- Idera Pharmaceuticals announced on Monday a use for an autoimmune drug it shelved last year: selling off the treatment's rights to newly established Vivelix Pharmaceuticals.
- Vivelix is shelling out $15 million upfront for IMO-9200, a drug that works to inhibit expression of a few members of a protein class called toll-like receptors (TLRs). The deal also lines up as much as $140 million in milestone payments, along with net sales royalties in the mid-single-digit to low double-digit range.
- While the function of a TLR is to recognize foreign pathogens and alert the body's immune system, the proteins can lead to prolonged tissue inflammation if activated too frequently. This can promote the progression of autoimmune diseases like rheumatoid arthritis and multiple sclerosis.
Idera discontinued development for IMO-9200 in 2015, saying the drug wasn't a strategic fit for the company due to the "large autoimmune disease indications" it targeted, according to the company's most recent quarterly filing with the Securities and Exchange Commission.

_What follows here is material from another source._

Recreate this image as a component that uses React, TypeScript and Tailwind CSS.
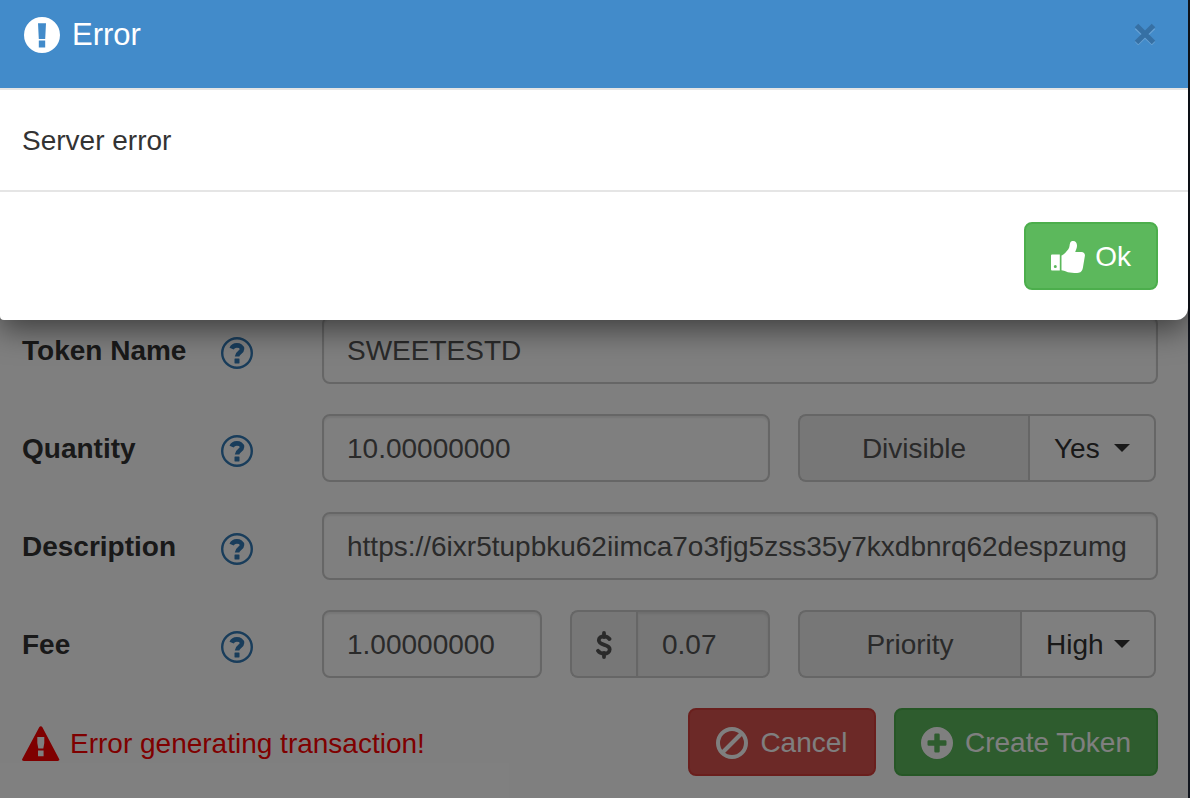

Though it's not particularly uncommon for a drugmaker to license out a candidate it's no longer investigating, the agreement with Vivelix will bring a significant boost to clinical-stage Idera's cash position. The company reported just $22 million in cash and cash equivalents as of Sept. 30.
The agreement could also quell some investor concerns that sprouted up in early October, when Idera reported the pricing of a secondary public offering. The company offered an additional 25 million shares of common stock valued at $2 per share to raise money for further development of its oncology and autoimmune drug candidates.
Following that announcement, Idera stock fell more than 16%. Shares were up about 2% to $1.87 in Monday morning trading.
Meanwhile, this is the first noteworthy deal for Vivelix, which a handful of former Salix Pharmaceuticals employees founded earlier this year. The privately-held company is working to develop a portfolio of treatments for gastrointestinal and liver diseases.
“The team at Vivelix has a tremendous track record in successful development and marketing of products in the gastrointestinal disease category,” Idera CEO Vincent Milano said in a Nov. 28 statement.
Should IMO-9200 not work out, Vivelix has a failsafe agreement in place that leaves Idera on the hook to create back-up compounds. While the companies did not give further details on that provision, Vivelix will offer up to $52.5 million for the creation and sale of the compounds, as well as royalty payments.